Al atrapar esos momentos la foto da al instante —quiero decir al indefinible periodo que denominamos instante— un toque de perenneidad que colinda con lo eterno. Una sensación de permanencia nos produce la fotografía: por eso no deja de turbarnos ver nuestro propio rostro, muchos años después, en una vieja fotografía. Admiramos la implacable inmovilidad de nuestro gesto infantil, la frescura de nuestra expresión adolescente, la mirada firme del joven adulto que antes fuimos. Luego, pasados los años, aquellos instantes retenidos, eternizados sobre una placa sensible a la luz, nos confirman que el tiempo ha fluido y que sólo la fotografía ha sido capaz de vencer al reloj, es decir, de aproximarse un poco a la noción de eternidad.

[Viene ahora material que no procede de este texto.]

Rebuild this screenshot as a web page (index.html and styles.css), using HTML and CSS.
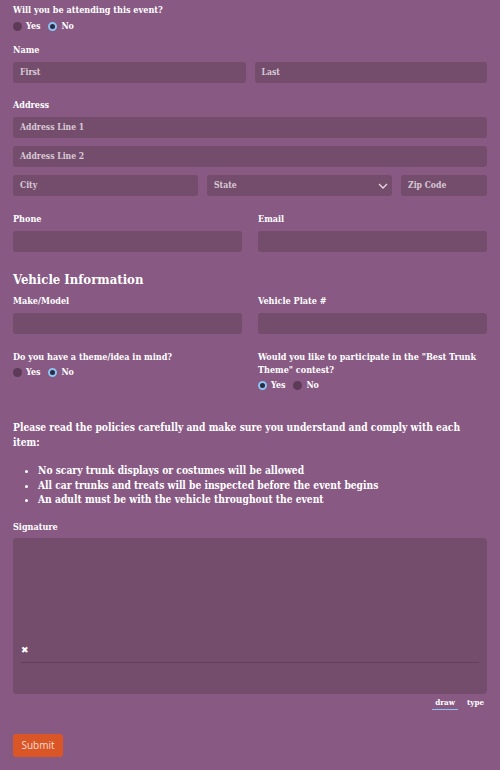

Pero no sólo ocurre eso con nuestras propias fotos. Inquirir fotografías de otros, ver con mirada atenta el rostro de hombres y mujeres a los que tal vez ni siquiera conocemos, es una experiencia mediante la cual participamos un momento de lo eterno. Podemos observar —real, directa, permanentemente— modas, actitudes, usos y costumbres, relaciones sociales, hábitos y expresiones ya perdidas en el pasado, pero, para nuestro asombro, maravillosamente perpetuadas en el instante de luz que la fotografía logró cazar.

Eso es lo que propone Padres e hijos. Familias de Durango, obra organizada por la escritora e investigadora duranguense Bertha Rivera Fournier. Son varias fotografías que dan cuenta de instantes ahora fijos y multiplicados gracias al libro. Compartir esos momentos, llevar a un público más amplio el goce del pasado retenido, es el propósito de estas páginas.

Si un instante de luz y eternidad es una foto, los que abrimos ahora este volumen podremos disfrutar, gracias a los afanes investigativos de Bertha Rivera, estos momentos salvados del olvido gracias a la siempre reveladora magia de la fotografía.

Entremos, pues, a compartir muchos fragmentos de luz y eternidad.